** Exercise **
Read the lines below. Copy out any that hold the string "index".

(Interface markup and scripts)
--- Begin ---

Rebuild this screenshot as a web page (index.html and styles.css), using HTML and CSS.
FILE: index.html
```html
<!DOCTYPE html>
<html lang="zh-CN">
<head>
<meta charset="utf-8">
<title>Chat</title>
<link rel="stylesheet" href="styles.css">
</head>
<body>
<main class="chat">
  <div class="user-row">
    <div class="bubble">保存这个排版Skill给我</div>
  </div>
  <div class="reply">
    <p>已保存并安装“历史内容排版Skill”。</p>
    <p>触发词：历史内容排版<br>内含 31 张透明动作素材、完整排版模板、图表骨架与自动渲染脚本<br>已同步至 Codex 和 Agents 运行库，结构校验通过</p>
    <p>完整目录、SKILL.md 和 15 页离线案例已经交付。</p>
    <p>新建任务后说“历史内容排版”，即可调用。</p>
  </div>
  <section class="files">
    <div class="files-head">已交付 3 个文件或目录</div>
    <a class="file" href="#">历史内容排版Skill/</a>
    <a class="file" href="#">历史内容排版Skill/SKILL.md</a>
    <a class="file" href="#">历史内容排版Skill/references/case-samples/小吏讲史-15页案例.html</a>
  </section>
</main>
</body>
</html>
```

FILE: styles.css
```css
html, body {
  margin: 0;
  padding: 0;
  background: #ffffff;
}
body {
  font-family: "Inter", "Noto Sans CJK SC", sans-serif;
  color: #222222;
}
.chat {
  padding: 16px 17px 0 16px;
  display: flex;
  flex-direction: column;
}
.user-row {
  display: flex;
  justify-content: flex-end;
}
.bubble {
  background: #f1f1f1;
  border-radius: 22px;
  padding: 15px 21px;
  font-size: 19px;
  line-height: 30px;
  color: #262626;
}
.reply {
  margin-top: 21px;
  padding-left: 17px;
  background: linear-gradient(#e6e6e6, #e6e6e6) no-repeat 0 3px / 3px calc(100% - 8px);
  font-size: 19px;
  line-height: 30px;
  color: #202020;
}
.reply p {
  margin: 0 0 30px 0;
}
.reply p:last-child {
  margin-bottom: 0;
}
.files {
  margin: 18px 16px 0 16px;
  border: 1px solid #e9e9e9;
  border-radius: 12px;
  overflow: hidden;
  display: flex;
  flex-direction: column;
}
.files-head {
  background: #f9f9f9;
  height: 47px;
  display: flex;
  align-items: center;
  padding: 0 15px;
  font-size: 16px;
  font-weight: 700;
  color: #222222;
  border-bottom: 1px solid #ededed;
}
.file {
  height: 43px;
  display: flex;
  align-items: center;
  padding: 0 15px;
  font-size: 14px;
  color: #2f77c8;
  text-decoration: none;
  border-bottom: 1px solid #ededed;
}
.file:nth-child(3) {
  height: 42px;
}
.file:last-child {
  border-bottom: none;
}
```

--- End ---
--- Begin ---

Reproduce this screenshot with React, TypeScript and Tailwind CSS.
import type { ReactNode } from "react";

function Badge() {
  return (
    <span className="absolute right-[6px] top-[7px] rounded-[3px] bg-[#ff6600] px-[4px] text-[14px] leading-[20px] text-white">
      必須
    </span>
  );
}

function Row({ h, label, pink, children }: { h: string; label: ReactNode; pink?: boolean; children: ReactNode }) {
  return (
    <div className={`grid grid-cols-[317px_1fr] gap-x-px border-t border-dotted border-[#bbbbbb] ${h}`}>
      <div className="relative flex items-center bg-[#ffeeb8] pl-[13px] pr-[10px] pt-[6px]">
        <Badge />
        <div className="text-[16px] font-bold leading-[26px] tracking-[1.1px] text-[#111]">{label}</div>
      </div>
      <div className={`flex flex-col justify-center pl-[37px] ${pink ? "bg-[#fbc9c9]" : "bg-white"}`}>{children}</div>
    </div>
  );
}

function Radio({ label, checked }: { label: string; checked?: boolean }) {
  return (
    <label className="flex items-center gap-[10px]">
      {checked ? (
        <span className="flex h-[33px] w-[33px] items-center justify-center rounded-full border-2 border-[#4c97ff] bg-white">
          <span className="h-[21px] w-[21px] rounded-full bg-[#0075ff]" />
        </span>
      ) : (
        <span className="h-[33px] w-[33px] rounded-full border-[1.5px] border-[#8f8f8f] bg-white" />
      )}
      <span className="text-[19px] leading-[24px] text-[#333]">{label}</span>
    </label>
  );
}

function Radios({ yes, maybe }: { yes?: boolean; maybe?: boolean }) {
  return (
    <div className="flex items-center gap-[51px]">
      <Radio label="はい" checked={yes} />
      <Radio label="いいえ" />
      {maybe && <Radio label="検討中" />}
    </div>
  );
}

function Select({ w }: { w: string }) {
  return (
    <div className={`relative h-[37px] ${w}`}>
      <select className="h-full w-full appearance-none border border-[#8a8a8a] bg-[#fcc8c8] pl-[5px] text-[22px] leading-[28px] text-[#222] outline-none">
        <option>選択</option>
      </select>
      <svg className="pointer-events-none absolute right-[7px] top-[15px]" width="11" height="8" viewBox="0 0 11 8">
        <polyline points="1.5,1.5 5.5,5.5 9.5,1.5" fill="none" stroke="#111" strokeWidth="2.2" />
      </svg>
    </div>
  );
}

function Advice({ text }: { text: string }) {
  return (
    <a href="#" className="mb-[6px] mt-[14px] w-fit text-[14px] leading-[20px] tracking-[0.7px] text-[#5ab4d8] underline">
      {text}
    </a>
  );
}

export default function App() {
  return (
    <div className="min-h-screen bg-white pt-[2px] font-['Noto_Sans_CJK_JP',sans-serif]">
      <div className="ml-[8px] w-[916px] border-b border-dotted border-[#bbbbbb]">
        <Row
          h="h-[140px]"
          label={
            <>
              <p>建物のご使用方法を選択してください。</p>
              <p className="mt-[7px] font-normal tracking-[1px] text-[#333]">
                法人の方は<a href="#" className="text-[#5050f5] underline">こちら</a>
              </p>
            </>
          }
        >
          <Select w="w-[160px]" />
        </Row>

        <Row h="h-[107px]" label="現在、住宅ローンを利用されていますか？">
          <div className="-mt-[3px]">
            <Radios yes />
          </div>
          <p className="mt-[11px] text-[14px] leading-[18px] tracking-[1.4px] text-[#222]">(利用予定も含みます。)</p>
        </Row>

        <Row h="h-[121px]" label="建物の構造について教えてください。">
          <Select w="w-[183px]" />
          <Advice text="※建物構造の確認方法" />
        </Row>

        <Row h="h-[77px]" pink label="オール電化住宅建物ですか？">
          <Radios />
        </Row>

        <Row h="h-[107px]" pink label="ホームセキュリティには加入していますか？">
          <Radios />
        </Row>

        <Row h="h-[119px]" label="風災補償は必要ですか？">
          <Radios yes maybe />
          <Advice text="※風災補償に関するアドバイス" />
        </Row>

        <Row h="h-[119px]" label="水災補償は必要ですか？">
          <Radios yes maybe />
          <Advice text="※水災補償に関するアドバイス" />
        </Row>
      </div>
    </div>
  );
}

--- End ---

** Written answer **
Rebuild this screenshot as a web page (index.html and styles.css), using HTML and CSS.
FILE: index.html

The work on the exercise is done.